Jean Calvin est né le 10 juillet 1509 à Noyon, en France, à environ 100 km au nord de Paris, sous le nom de Jean Cauvin. Son père y était notaire du chapitre de la cathédrale, un laïc au milieu du clergé. A 14 ans, ses parents l’envoient à Paris, au Collège de la Marche, puis au Collège de Montaigu. Certains amis de Calvin sont des sympathisants de la Réforme ou se sont même convertis. Ce n’est pas le cas de Calvin. La polémique de Luther contre Zwingli lui semble trop virulente. C’est en 1528 que Calvin commence ses études de droit, à Orléans, puis à Bourges. Après la mort de son père en 1531, Jean Calvin part pour Paris et se consacre surtout à des études littéraires, en plus du droit. La conversion de Calvin à la réforme a lieu en 1533 ou 1534, selon les interprétations de sa biographie.

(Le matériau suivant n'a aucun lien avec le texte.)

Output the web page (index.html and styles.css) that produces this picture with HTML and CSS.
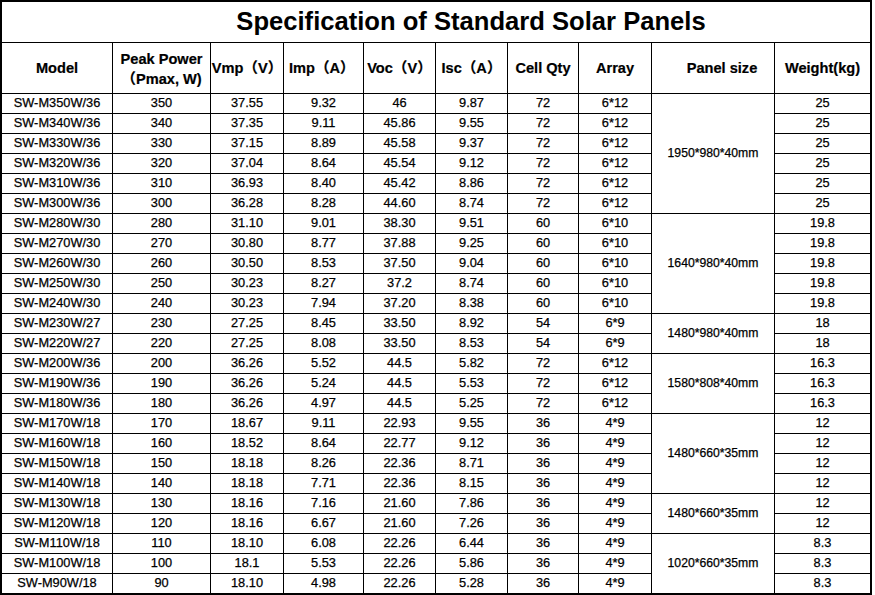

Installé à Bâle, il prend le pseudonyme de «Lucianus», une anagramme de Calvinus. En août 1535, il termine un catéchisme, qui sera édité en mars 1536 sous le titre «Institutio christianae religionis» (Institution de la religion chrétienne). En voulant se rendre de Paris à Strasbourg, en 1536, il doit passer par Genève en raison de la guerre entre le roi François Ier de France et l’empereur Charles. Il y est retenu par Farel, qui y a introduit la réforme en 1535. Calvin restera deux ans à Genève, avant de se rendre à Strasbourg. En 1541, après des mois d’insistance des Genevois, il se rend à nouveau dans leur ville. Contrairement à ses plans, il n’y reste pas seulement quelques mois mais jusqu’à sa mort, en 1564.

Encadré:

«L’année Calvin 09»

Environ 80 millions de protestants, dans 107 pays, se reconnaissent dans l’héritage de Jean Calvin, né en 1509. C’est dans cette ville qu’a été lancée, début novembre 2008, «l’année Calvin 09» qui est riche en événements, avec des livres, des expositions, du théâtre, des concerts ou même des chocolats. Le réformateur est en effet né le 10 juillet 1509.

Cet anniversaire est célébré avec la publication de plusieurs ouvrages, une exposition intitulée «Une journée dans la vie de Jean Calvin» au Musée international de la Réforme, des concerts et des conférences ou encore avec un «Calvindrier» illustré par une quinzaine de dessinateurs genevois de BD et un rallye oecuménique pour les enfants. Le 10 juillet 2009 se déroulera une fête avec les communautés étrangères. Parmi les «produits» mis à disposition du public figurent même des chocolats spécialement élaborés par un maître chocolatier de Vevey pour «réformer nos papilles».

(apic/gs/bb)

9 janvier 2009 | 00:00
par webmaster@kath.ch
Temps de lecture: env. 6 min.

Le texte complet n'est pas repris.